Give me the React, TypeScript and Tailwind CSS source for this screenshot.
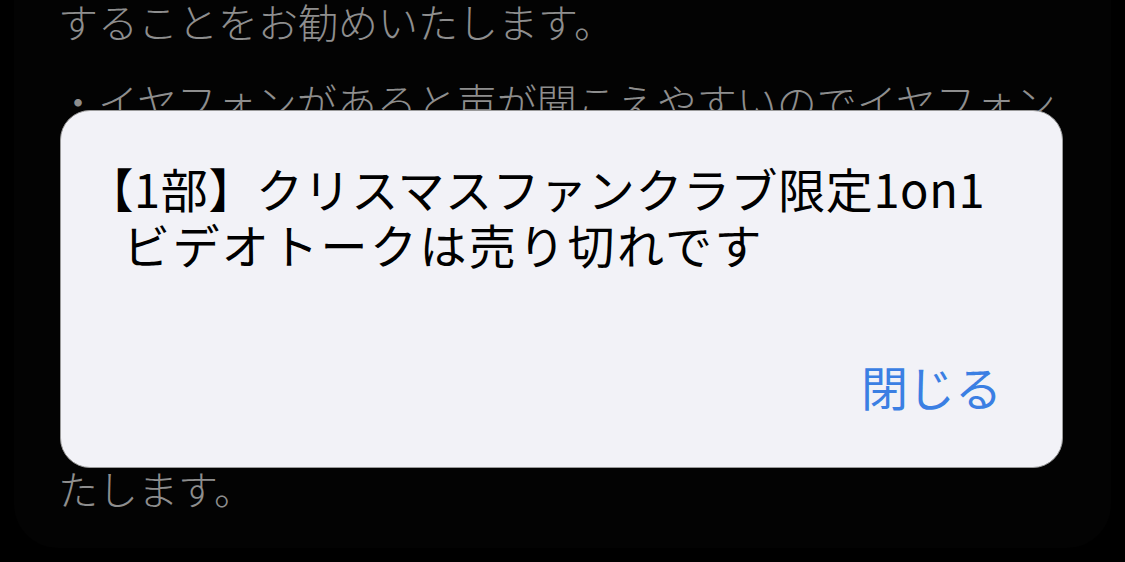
export default function App() {
  const font = { fontFamily: '"Noto Sans CJK JP", "Noto Sans", sans-serif' };
  return (
    <div className="relative w-[1125px] h-[562px] overflow-hidden bg-black" style={font}>
      <div className="px-[14px] pb-[14px] h-full">
        <div className="h-full rounded-b-[44px] bg-[#030303] overflow-hidden">
          <div className="pl-[44px] text-[40px] leading-[60px] text-[#8e8e8e] font-light whitespace-nowrap">
            <div className="mt-[-9px]">することをお勧めいたします。</div>
            <div className="mt-[20px]">・イヤフォンがあると声が聞こえやすいのでイヤフォン</div>
            <div>のご使用をお勧めいたします。</div>
            <div className="mt-[20px]">・通話中の録画や録音はご遠慮ください。</div>
            <div>・通信環境の良い場所でのご参加をお願い</div>
            <div>いたします。</div>
            <div>・時間になりましたら自動で終了いたしますの</div>
            <div className="mt-[7px]">たします。</div>
          </div>
        </div>
      </div>

      <div className="absolute left-[60px] top-[110px] w-[1003px] h-[358px] rounded-[30px] bg-[#f2f2f7] border border-[#9a9a9a] flex flex-col">
        <div className="pt-[49px] pl-[62px] text-[47px] leading-[56px] text-black whitespace-nowrap">
          <div className="ml-[-13px] tracking-[0.6px]"><span className="[font-feature-settings:'halt']">【</span>1部】クリスマスファンクラブ限定1on1</div>
          <div className="tracking-[2.4px]">ビデオトークは売り切れです</div>
        </div>
        <div className="mt-[86px] pr-[60px] flex justify-end">
          <span className="text-[47px] leading-[56px] text-[#3b7fe3]">閉じる</span>
        </div>
      </div>
    </div>
  );
}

========================

• _WHAT IS NEEDED_
Copy the data exactly. Any picture it contains is to be omitted.

• _PROBLEM SOLUTION_
Give me the React, TypeScript and Tailwind CSS source for this screenshot.
export default function App() {
  const font = { fontFamily: '"Noto Sans CJK JP", "Noto Sans", sans-serif' };
  return (
    <div className="relative w-[1125px] h-[562px] overflow-hidden bg-black" style={font}>
      <div className="px-[14px] pb-[14px] h-full">
        <div className="h-full rounded-b-[44px] bg-[#030303] overflow-hidden">
          <div className="pl-[44px] text-[40px] leading-[60px] text-[#8e8e8e] font-light whitespace-nowrap">
            <div className="mt-[-9px]">することをお勧めいたします。</div>
            <div className="mt-[20px]">・イヤフォンがあると声が聞こえやすいのでイヤフォン</div>
            <div>のご使用をお勧めいたします。</div>
            <div className="mt-[20px]">・通話中の録画や録音はご遠慮ください。</div>
            <div>・通信環境の良い場所でのご参加をお願い</div>
            <div>いたします。</div>
            <div>・時間になりましたら自動で終了いたしますの</div>
            <div className="mt-[7px]">たします。</div>
          </div>
        </div>
      </div>

      <div className="absolute left-[60px] top-[110px] w-[1003px] h-[358px] rounded-[30px] bg-[#f2f2f7] border border-[#9a9a9a] flex flex-col">
        <div className="pt-[49px] pl-[62px] text-[47px] leading-[56px] text-black whitespace-nowrap">
          <div className="ml-[-13px] tracking-[0.6px]"><span className="[font-feature-settings:'halt']">【</span>1部】クリスマスファンクラブ限定1on1</div>
          <div className="tracking-[2.4px]">ビデオトークは売り切れです</div>
        </div>
        <div className="mt-[86px] pr-[60px] flex justify-end">
          <span className="text-[47px] leading-[56px] text-[#3b7fe3]">閉じる</span>
        </div>
      </div>
    </div>
  );
}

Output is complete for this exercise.